● Data block

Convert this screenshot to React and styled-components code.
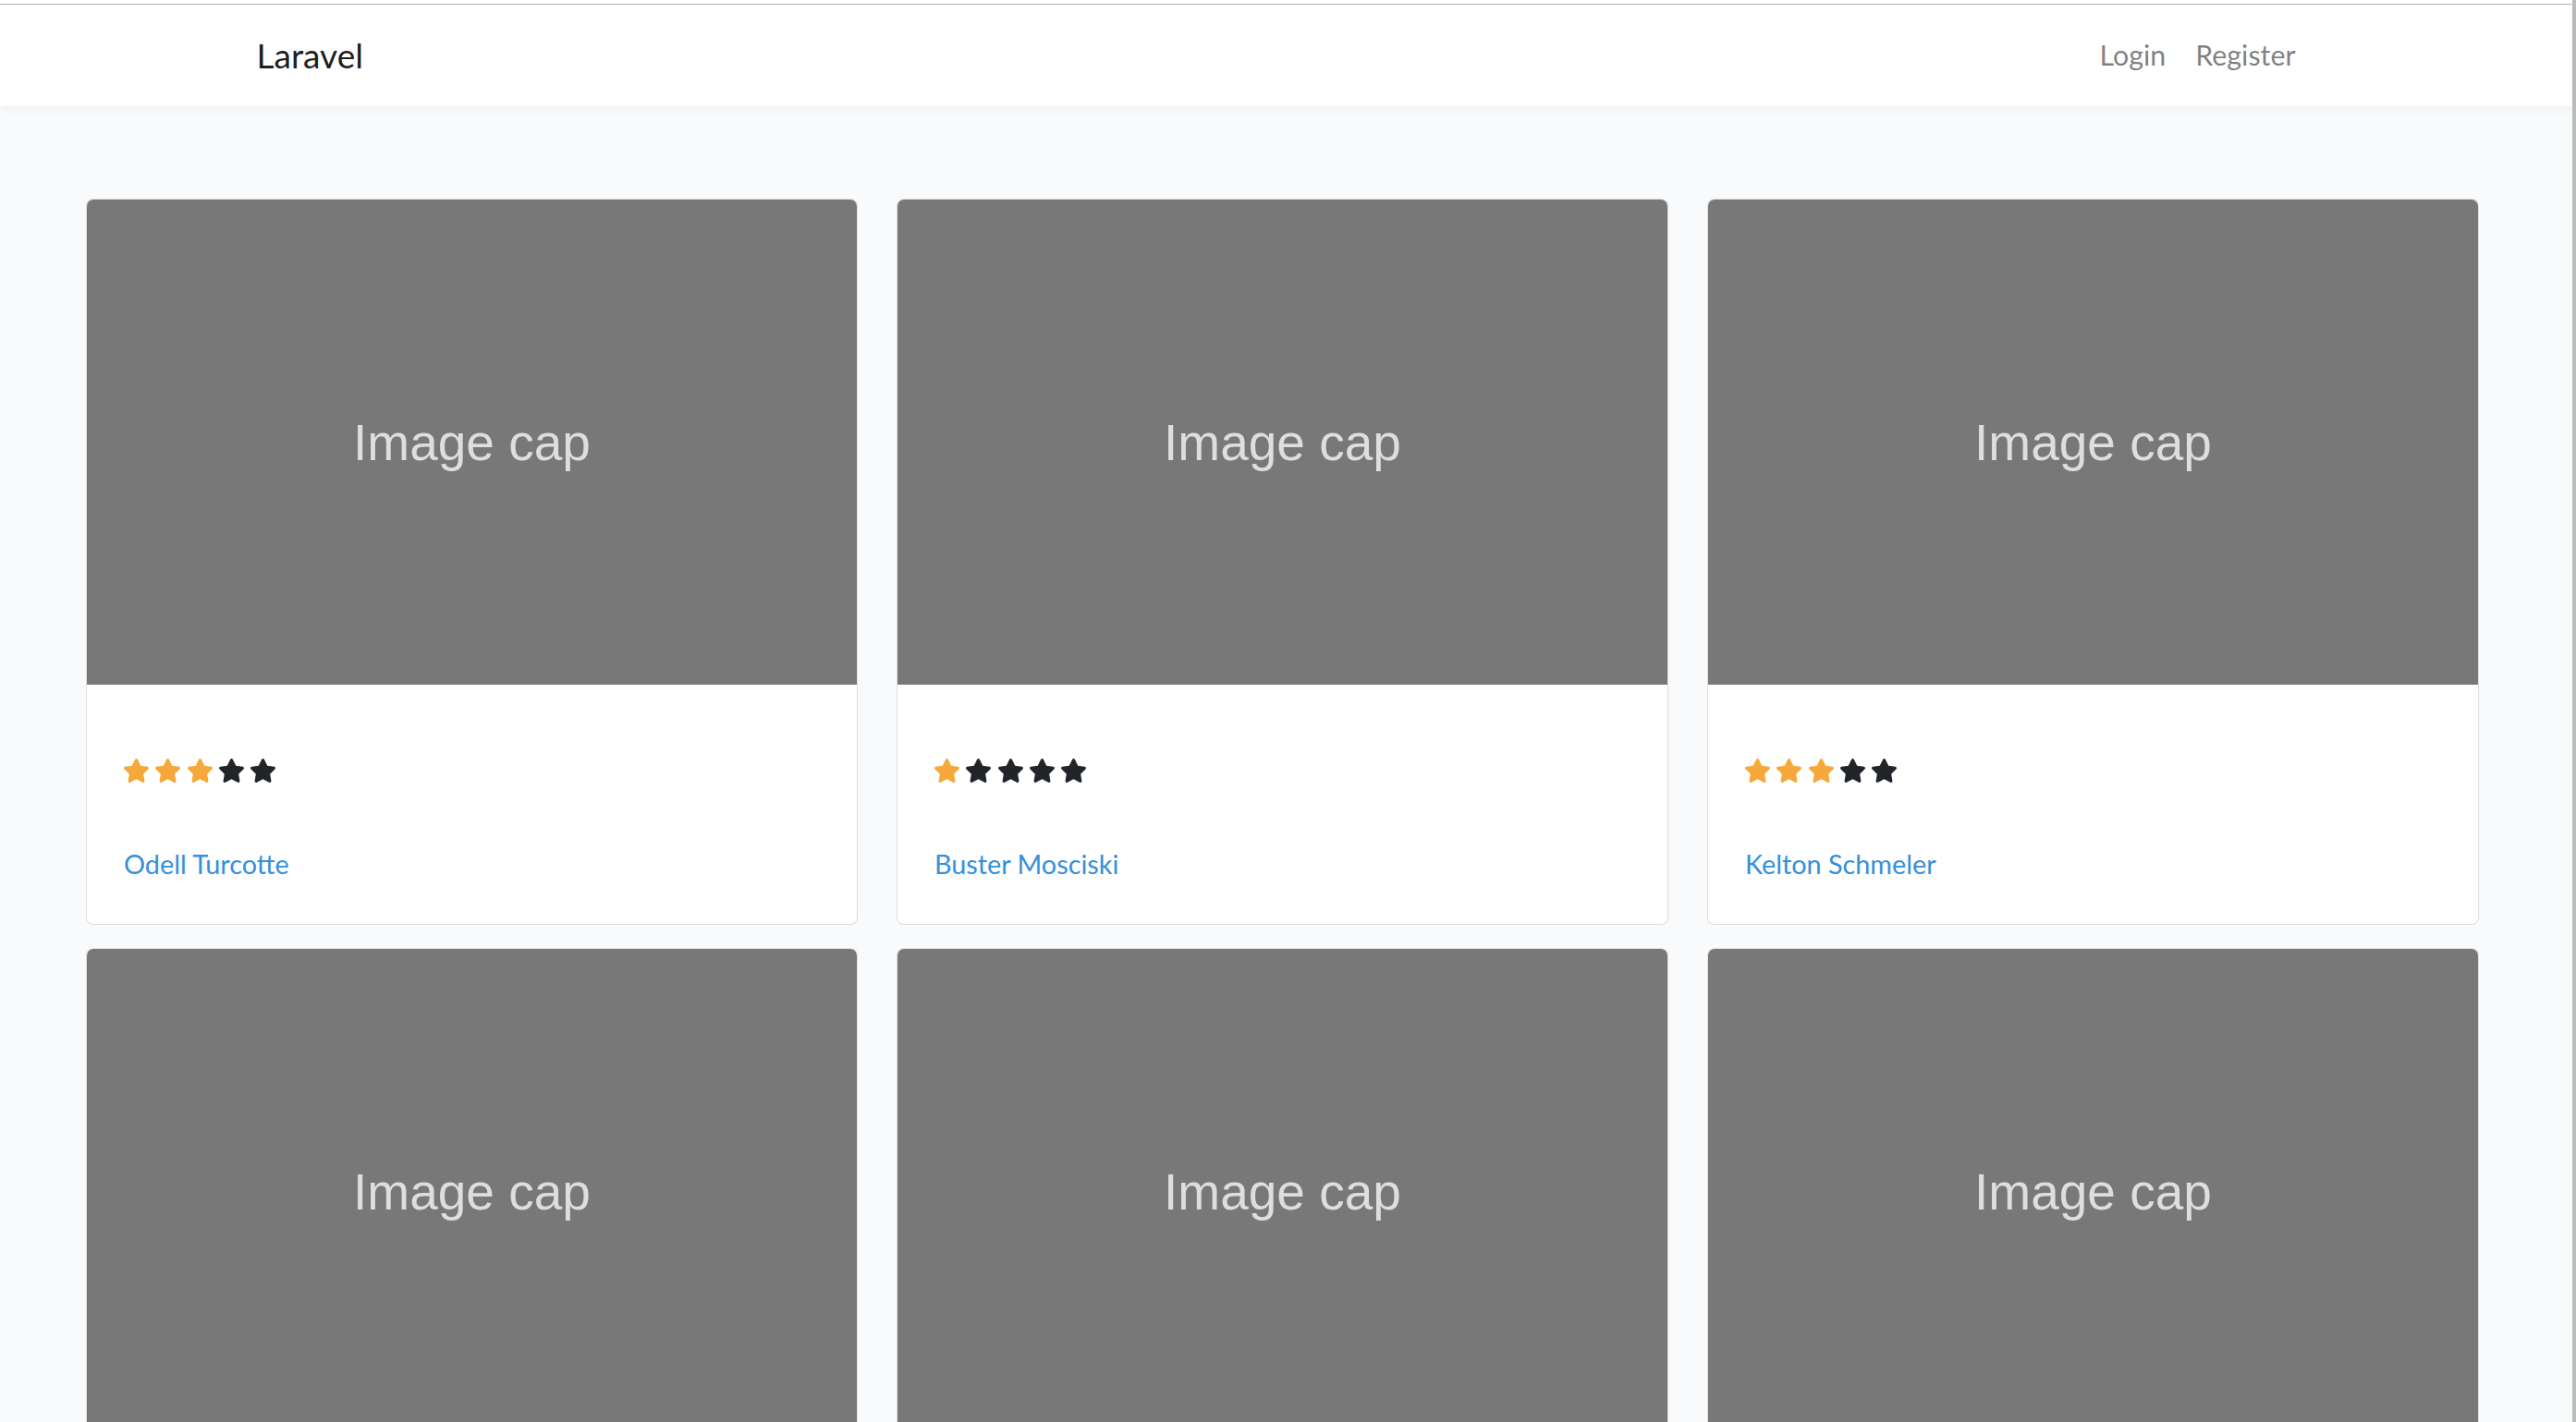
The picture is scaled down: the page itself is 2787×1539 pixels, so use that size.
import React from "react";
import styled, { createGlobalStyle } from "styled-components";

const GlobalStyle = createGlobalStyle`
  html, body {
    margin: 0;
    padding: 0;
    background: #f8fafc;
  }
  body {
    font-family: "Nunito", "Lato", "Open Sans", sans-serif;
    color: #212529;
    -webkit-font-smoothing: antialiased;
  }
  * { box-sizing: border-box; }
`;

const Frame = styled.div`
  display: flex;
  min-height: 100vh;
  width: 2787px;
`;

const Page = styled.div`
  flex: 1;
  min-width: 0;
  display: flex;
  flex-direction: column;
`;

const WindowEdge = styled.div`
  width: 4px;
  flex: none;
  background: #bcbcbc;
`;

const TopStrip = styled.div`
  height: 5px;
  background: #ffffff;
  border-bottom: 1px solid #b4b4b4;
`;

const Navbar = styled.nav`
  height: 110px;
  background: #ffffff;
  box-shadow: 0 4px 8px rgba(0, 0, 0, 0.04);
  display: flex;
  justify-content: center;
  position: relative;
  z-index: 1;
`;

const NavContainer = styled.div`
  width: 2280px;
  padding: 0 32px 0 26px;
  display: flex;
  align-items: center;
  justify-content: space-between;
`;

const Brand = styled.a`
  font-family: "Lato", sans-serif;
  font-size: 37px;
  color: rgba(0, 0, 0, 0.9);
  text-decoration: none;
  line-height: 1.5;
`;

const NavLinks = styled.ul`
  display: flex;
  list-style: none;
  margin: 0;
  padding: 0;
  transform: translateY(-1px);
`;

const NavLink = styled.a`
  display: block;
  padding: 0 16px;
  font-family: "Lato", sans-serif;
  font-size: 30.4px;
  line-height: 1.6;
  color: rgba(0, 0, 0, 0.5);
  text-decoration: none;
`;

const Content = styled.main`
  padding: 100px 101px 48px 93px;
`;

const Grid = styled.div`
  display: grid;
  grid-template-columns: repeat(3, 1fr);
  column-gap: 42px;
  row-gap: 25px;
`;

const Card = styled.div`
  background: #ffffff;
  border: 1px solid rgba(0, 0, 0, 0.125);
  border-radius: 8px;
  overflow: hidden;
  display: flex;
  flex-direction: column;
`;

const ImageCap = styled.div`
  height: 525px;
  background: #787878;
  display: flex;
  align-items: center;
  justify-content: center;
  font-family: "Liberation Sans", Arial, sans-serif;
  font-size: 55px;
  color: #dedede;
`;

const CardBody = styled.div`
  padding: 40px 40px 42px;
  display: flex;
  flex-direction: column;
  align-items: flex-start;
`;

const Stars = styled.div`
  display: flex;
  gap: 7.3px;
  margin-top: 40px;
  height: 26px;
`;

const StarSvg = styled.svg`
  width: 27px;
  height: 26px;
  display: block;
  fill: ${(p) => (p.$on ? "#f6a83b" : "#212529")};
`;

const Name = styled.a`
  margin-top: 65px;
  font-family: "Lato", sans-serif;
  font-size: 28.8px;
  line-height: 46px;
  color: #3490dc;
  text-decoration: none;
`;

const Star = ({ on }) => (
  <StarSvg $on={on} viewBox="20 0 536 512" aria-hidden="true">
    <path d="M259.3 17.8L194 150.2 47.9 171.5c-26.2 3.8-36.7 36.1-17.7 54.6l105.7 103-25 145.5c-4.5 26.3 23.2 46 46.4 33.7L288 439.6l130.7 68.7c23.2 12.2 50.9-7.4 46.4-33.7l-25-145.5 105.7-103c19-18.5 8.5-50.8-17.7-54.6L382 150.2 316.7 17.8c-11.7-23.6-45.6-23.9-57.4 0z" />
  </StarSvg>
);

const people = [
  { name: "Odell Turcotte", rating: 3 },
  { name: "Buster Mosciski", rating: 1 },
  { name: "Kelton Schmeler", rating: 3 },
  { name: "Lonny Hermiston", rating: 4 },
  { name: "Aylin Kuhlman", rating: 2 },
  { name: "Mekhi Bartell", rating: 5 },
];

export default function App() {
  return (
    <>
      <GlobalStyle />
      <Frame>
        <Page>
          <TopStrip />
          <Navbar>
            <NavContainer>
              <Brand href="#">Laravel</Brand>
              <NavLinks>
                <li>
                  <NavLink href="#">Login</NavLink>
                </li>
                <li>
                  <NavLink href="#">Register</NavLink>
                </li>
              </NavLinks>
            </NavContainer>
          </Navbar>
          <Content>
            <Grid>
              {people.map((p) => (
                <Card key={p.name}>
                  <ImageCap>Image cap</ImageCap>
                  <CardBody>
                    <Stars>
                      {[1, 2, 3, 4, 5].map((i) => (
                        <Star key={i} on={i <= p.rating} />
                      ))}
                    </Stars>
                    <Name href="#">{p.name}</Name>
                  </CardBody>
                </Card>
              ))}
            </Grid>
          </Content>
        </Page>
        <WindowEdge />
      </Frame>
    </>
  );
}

● Goal of the exercise
Make an exact reproduction of the listing above, without any pictures.

● Task response
Convert this screenshot to React and styled-components code.
The picture is scaled down: the page itself is 2787×1539 pixels, so use that size.
import React from "react";
import styled, { createGlobalStyle } from "styled-components";

const GlobalStyle = createGlobalStyle`
  html, body {
    margin: 0;
    padding: 0;
    background: #f8fafc;
  }
  body {
    font-family: "Nunito", "Lato", "Open Sans", sans-serif;
    color: #212529;
    -webkit-font-smoothing: antialiased;
  }
  * { box-sizing: border-box; }
`;

const Frame = styled.div`
  display: flex;
  min-height: 100vh;
  width: 2787px;
`;

const Page = styled.div`
  flex: 1;
  min-width: 0;
  display: flex;
  flex-direction: column;
`;

const WindowEdge = styled.div`
  width: 4px;
  flex: none;
  background: #bcbcbc;
`;

const TopStrip = styled.div`
  height: 5px;
  background: #ffffff;
  border-bottom: 1px solid #b4b4b4;
`;

const Navbar = styled.nav`
  height: 110px;
  background: #ffffff;
  box-shadow: 0 4px 8px rgba(0, 0, 0, 0.04);
  display: flex;
  justify-content: center;
  position: relative;
  z-index: 1;
`;

const NavContainer = styled.div`
  width: 2280px;
  padding: 0 32px 0 26px;
  display: flex;
  align-items: center;
  justify-content: space-between;
`;

const Brand = styled.a`
  font-family: "Lato", sans-serif;
  font-size: 37px;
  color: rgba(0, 0, 0, 0.9);
  text-decoration: none;
  line-height: 1.5;
`;

const NavLinks = styled.ul`
  display: flex;
  list-style: none;
  margin: 0;
  padding: 0;
  transform: translateY(-1px);
`;

const NavLink = styled.a`
  display: block;
  padding: 0 16px;
  font-family: "Lato", sans-serif;
  font-size: 30.4px;
  line-height: 1.6;
  color: rgba(0, 0, 0, 0.5);
  text-decoration: none;
`;

const Content = styled.main`
  padding: 100px 101px 48px 93px;
`;

const Grid = styled.div`
  display: grid;
  grid-template-columns: repeat(3, 1fr);
  column-gap: 42px;
  row-gap: 25px;
`;

const Card = styled.div`
  background: #ffffff;
  border: 1px solid rgba(0, 0, 0, 0.125);
  border-radius: 8px;
  overflow: hidden;
  display: flex;
  flex-direction: column;
`;

const ImageCap = styled.div`
  height: 525px;
  background: #787878;
  display: flex;
  align-items: center;
  justify-content: center;
  font-family: "Liberation Sans", Arial, sans-serif;
  font-size: 55px;
  color: #dedede;
`;

const CardBody = styled.div`
  padding: 40px 40px 42px;
  display: flex;
  flex-direction: column;
  align-items: flex-start;
`;

const Stars = styled.div`
  display: flex;
  gap: 7.3px;
  margin-top: 40px;
  height: 26px;
`;

const StarSvg = styled.svg`
  width: 27px;
  height: 26px;
  display: block;
  fill: ${(p) => (p.$on ? "#f6a83b" : "#212529")};
`;

const Name = styled.a`
  margin-top: 65px;
  font-family: "Lato", sans-serif;
  font-size: 28.8px;
  line-height: 46px;
  color: #3490dc;
  text-decoration: none;
`;

const Star = ({ on }) => (
  <StarSvg $on={on} viewBox="20 0 536 512" aria-hidden="true">
    <path d="M259.3 17.8L194 150.2 47.9 171.5c-26.2 3.8-36.7 36.1-17.7 54.6l105.7 103-25 145.5c-4.5 26.3 23.2 46 46.4 33.7L288 439.6l130.7 68.7c23.2 12.2 50.9-7.4 46.4-33.7l-25-145.5 105.7-103c19-18.5 8.5-50.8-17.7-54.6L382 150.2 316.7 17.8c-11.7-23.6-45.6-23.9-57.4 0z" />
  </StarSvg>
);

const people = [
  { name: "Odell Turcotte", rating: 3 },
  { name: "Buster Mosciski", rating: 1 },
  { name: "Kelton Schmeler", rating: 3 },
  { name: "Lonny Hermiston", rating: 4 },
  { name: "Aylin Kuhlman", rating: 2 },
  { name: "Mekhi Bartell", rating: 5 },
];

export default function App() {
  return (
    <>
      <GlobalStyle />
      <Frame>
        <Page>
          <TopStrip />
          <Navbar>
            <NavContainer>
              <Brand href="#">Laravel</Brand>
              <NavLinks>
                <li>
                  <NavLink href="#">Login</NavLink>
                </li>
                <li>
                  <NavLink href="#">Register</NavLink>
                </li>
              </NavLinks>
            </NavContainer>
          </Navbar>
          <Content>
            <Grid>
              {people.map((p) => (
                <Card key={p.name}>
                  <ImageCap>Image cap</ImageCap>
                  <CardBody>
                    <Stars>
                      {[1, 2, 3, 4, 5].map((i) => (
                        <Star key={i} on={i <= p.rating} />
                      ))}
                    </Stars>
                    <Name href="#">{p.name}</Name>
                  </CardBody>
                </Card>
              ))}
            </Grid>
          </Content>
        </Page>
        <WindowEdge />
      </Frame>
    </>
  );
}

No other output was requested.